Language is an encoder and written down, it becomes an encoder that can be shared by many generalists across space and time. The first few thousand humans to have bumped their heads and accidentally perceived the number "2" as a portion of an endless sea of numeric representations likely died after a sad life of not having the right tools to share this wild discovery with their friends. Now with language, every human alive is awash with thousands of memes before their first birthday.
Now that humans had language, they could keep building on that stack and then after a brief teaching period give their children the ability to live at whatever technological plateau the intelligent tools of the day had accomplished for them.
Entire civilizations came and went without inventing the wheel, yet the idea is obvious to any 2 year old who got to play with a toy car. Almost every concept that we think of as completely obvious today was not within the grasp of humanity for the vast majority of its existence.
We humans are not intelligent things. We are generalists with the ability to draw deep inferences from abstraction and correlation. That tooling has allowed us to pick up and use intelligent tools when we've had the chance to run into them.
This is the reason agriculture, language, math, and the scientific method (among many others) have been such turning points in the acceleration of human history.
Language is an external encoder that DNA never planned on. Since it entered our tool set, we as a species have always been on a runaway technological acceleration as caused by an escaped generalist but have been very good about maintaining epistemic denial about it.
What Does Escape Look Like?
If DNA is the end user of human general intelligence (HGI) then one would expect to find some level of DNA - Human alignment.

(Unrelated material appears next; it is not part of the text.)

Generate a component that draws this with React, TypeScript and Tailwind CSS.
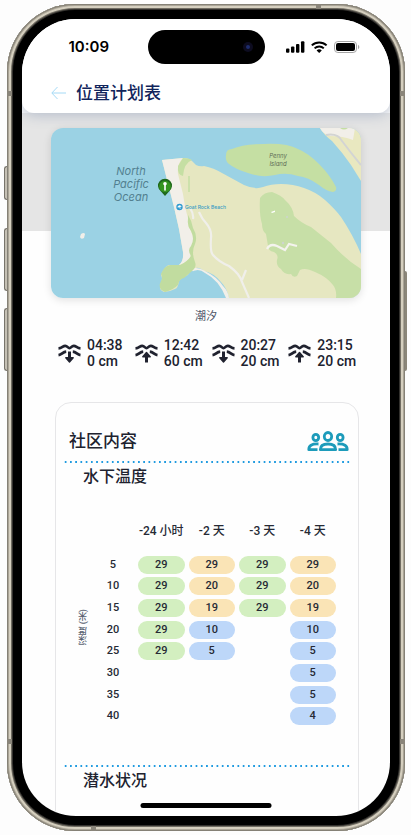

Sexual drives are a means of driving generalists into reproducing. The drive is so powerful that at its peak it can override hunger, sleep, and almost all other competing priorities. It also diminishes when parents are tired because their offspring require care and protection. A wonderfully balanced system for getting parents to have children without overburdening the families.
Prior to language any human trying to challenge such a system was on their own, swimming in a sea of self doubt, shamed into falling in with expectations or abandoned to die. Even if they lived, their opinions died with them for lack of an ability of their challenge to spread. Dogs still live in that world and are perfectly aligned with the interests of their DNA unless humans intervene.
Language has allowed humans to invent birth control and the philosophical underpinnings of individuality and self which allow humans to completely subvert the drive to reproduce for their own entertainment and social cohesion.
Modern human generalists have broken out of their box.